Colombian authorities dismiss army members for extrajudicial killings

Five army men have been dismissed on Tuesday from the Colombian Army and barred from running for public office for 20 years in reprisal for the extrajudicial killing of two helpless indigenous women who they passed off as guerrilla members killed in combat.

Radio Santa Fe reported that the Inspector General’s Office convicted the five men for killing two defenseless indigenous women in 2004 in the town of Manuare, located in the very northern Guajira department of Colombia, in a phenomenon that has become known as “false positives.”

The action was carried out on June 8, 2004 when the soldiers entered a ranch in the town and shot the two indigenous women in the back, claiming that the civilians were killed during combat. However according to local media, evidence in the case showed that “the two deceased did not fire any weapons and as related by family and friends who have credibility in their claims said that they ran in fear when they saw the troops.”

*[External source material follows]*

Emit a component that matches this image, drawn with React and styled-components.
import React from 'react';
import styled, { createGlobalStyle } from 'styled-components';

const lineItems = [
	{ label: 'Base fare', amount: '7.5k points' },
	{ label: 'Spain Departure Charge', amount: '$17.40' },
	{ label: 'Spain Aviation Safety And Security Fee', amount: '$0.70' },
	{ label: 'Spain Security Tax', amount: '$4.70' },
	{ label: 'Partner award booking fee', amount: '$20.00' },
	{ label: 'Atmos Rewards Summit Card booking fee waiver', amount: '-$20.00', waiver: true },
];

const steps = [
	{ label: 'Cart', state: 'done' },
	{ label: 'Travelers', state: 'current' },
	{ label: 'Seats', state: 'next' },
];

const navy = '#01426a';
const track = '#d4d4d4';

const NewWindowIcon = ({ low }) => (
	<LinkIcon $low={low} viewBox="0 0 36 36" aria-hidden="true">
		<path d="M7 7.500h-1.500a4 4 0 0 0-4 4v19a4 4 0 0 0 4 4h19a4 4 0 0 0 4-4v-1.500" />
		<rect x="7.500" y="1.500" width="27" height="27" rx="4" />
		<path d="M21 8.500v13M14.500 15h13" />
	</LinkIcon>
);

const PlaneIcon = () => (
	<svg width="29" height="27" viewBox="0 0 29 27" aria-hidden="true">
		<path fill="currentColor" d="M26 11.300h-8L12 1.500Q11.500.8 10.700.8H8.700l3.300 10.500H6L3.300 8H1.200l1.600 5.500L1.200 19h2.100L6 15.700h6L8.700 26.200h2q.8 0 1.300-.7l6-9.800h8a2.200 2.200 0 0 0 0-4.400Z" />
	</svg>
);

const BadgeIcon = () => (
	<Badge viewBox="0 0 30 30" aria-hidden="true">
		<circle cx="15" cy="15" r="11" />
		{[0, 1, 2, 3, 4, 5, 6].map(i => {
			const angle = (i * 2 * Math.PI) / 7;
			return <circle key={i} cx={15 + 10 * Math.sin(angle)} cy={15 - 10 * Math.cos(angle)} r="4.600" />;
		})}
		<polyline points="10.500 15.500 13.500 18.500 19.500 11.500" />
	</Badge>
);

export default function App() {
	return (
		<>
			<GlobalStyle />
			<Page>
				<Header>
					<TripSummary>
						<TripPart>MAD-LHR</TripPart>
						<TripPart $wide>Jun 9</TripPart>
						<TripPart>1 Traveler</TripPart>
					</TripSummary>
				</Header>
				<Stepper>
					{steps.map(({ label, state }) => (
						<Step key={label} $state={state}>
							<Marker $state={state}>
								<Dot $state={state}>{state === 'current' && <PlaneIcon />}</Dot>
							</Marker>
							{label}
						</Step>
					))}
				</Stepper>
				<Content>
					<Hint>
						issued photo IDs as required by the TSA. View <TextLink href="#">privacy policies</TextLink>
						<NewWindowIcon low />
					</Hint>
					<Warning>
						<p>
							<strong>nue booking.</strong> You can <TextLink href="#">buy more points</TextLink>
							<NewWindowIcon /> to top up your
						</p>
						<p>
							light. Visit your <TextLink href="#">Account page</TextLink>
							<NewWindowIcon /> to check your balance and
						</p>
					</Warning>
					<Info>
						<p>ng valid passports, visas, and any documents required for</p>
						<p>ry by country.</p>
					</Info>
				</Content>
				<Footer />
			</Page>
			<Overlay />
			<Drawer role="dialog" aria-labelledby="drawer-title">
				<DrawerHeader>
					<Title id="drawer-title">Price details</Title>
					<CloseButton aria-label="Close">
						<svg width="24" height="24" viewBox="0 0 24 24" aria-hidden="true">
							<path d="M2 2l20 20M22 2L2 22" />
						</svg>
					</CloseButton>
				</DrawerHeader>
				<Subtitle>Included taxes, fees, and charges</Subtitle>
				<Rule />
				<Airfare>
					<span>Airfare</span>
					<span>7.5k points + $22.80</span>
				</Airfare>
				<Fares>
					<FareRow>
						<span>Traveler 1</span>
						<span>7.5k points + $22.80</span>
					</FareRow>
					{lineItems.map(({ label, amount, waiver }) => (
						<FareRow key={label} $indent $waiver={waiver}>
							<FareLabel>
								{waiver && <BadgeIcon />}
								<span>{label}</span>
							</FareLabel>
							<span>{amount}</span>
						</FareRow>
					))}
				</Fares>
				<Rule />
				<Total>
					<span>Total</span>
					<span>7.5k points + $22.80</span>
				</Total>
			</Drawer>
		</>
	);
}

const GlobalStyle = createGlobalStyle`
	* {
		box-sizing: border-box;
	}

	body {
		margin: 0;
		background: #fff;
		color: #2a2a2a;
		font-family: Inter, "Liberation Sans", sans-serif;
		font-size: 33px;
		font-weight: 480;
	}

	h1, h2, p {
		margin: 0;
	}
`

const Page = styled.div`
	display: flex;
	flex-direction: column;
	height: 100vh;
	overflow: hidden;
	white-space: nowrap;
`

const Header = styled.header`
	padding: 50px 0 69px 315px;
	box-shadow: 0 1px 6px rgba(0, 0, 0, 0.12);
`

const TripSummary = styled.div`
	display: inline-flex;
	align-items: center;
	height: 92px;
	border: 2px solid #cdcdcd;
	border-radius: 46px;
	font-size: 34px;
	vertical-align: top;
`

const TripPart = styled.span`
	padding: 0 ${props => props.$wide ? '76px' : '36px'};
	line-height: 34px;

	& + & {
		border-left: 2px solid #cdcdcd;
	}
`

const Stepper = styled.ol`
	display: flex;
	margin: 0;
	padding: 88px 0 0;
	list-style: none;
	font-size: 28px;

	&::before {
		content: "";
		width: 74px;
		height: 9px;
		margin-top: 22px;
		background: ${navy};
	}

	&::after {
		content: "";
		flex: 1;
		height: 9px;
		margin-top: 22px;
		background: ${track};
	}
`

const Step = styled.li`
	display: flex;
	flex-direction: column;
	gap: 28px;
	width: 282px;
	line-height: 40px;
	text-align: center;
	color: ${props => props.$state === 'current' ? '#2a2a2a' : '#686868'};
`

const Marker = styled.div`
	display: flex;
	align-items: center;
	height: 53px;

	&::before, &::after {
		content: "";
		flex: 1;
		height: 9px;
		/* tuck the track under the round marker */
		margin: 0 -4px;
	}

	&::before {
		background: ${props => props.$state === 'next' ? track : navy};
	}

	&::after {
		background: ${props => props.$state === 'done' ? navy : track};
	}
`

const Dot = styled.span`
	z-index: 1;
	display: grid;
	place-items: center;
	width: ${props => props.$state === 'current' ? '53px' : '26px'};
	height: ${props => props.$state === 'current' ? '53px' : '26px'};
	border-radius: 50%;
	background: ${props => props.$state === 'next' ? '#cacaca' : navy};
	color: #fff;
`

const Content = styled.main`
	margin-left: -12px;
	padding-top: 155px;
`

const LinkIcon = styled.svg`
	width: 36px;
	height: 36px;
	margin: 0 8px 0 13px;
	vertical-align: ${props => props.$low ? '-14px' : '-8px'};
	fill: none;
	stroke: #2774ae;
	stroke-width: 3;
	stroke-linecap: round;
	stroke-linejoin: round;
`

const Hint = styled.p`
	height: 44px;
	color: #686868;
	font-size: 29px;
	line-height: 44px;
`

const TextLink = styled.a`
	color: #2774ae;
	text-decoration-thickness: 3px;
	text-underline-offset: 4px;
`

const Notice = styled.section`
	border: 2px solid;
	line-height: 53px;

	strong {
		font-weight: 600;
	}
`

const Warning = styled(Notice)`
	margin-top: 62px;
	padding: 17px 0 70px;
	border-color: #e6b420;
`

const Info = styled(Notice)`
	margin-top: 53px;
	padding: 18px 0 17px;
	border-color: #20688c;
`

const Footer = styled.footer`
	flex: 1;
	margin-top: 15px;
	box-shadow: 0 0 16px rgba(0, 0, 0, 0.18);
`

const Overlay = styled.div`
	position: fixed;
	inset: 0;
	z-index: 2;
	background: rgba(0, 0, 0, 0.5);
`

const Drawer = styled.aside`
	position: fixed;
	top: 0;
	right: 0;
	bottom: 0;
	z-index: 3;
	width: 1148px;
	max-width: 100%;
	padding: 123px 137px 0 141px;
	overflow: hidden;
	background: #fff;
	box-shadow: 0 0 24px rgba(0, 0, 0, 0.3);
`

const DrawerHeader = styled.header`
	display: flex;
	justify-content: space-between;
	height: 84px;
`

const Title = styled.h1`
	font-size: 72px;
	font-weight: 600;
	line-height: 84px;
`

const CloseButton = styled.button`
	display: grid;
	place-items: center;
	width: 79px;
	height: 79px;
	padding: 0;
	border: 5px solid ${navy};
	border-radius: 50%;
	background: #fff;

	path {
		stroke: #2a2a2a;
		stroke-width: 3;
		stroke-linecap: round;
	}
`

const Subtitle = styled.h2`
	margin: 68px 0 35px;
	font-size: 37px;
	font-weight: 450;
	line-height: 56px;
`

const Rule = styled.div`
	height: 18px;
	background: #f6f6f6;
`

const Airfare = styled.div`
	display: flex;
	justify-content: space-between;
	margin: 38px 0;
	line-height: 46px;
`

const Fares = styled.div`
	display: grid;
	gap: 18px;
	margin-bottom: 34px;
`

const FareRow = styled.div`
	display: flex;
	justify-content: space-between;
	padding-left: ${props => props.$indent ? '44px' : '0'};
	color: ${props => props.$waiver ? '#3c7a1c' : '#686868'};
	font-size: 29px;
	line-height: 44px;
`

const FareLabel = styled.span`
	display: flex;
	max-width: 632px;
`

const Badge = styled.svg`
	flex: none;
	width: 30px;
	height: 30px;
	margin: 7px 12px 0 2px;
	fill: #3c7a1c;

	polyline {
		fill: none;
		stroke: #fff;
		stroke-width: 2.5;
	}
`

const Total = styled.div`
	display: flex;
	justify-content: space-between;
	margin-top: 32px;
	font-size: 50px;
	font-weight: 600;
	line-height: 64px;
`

The military personnel affected by the inspector’s decision included a captain, two sergeants, and two professional soldiers.

The euphemism known as false positives refers to the extrajudicial killings of thousands of civilians by military. The scandal was unveiled in 2008 yet so far only some 230 members of the armed forces, primarily lower-ranked officials, have been sentenced out of 4,373 people implicated in the killings. In an August 31 report, the Prosecutor General’s Office said it had found that the armed forces had killed 2,997 civilians throughout Colombia.